California Forecast: Hot and Ugly
On this November 5, the big window next to my desk is flung wide open in hopes of a cooling breeze to moderate the record 82.6 degree temperature outside. Outside of San Francisco it's even hotter: 92 in Los Angeles, 97.8 in coastal San Luis Obispo.
This might be a good time to invest in flip flops, because there’s much more to come in the future. Richard Kipling of the Center for Health Reporting informs us that as California’s Department of Public Health plans for climate change, “Extreme Heat Is the Rule.”
The future is going be hot and ugly. . . . By the 2030s, projections show that average annual temperatures will be up to 5 degrees higher, and extreme heat events will occur with markedly greater frequency.
The workgroup’s model shows, for example, that Sacramento will have 44 extreme heat days annually by 2050, Fresno 46, and Bakersfield 48. That’s six weeks of super-heat piled on top of the already scorching days of mid-summer in middle California.
But the astounding projections concern the normally temperate coastal areas. Los Angeles, according to the projections, will have a mind-bending 78 extreme heat days by 2050, with San Diego just behind at 76. Think of it this way – almost three months a year of extreme hot weather, despite LA’s and San Diego’s coastal geography. Extended unbearable heat is less than four decades away, and we’re building toward it now.

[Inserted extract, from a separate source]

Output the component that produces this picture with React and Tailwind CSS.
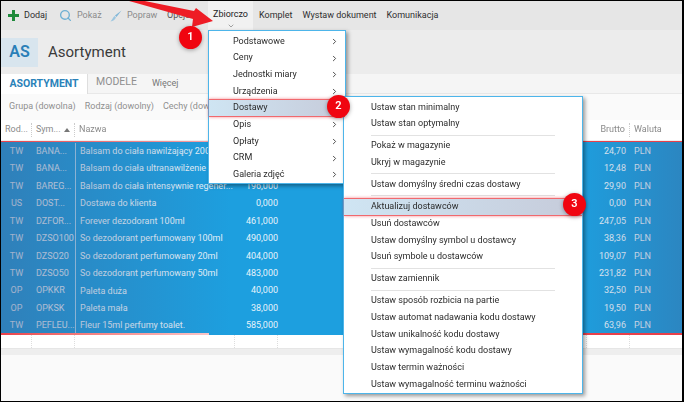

The good news is that unlike some other states we might mention, California is proactively preparing for the coming extremes. Its “Heat Adaptation Workgroup” brought together staffers from 11 state agencies, and the public is invited to comment on its Extreme Heat Adaptation Interim Guidance: Planning for Health and Heat.” In California’s heat wave of 2006, 650 people died. Smart advance planning can help minimize such awful numbers in the hot and ugly future.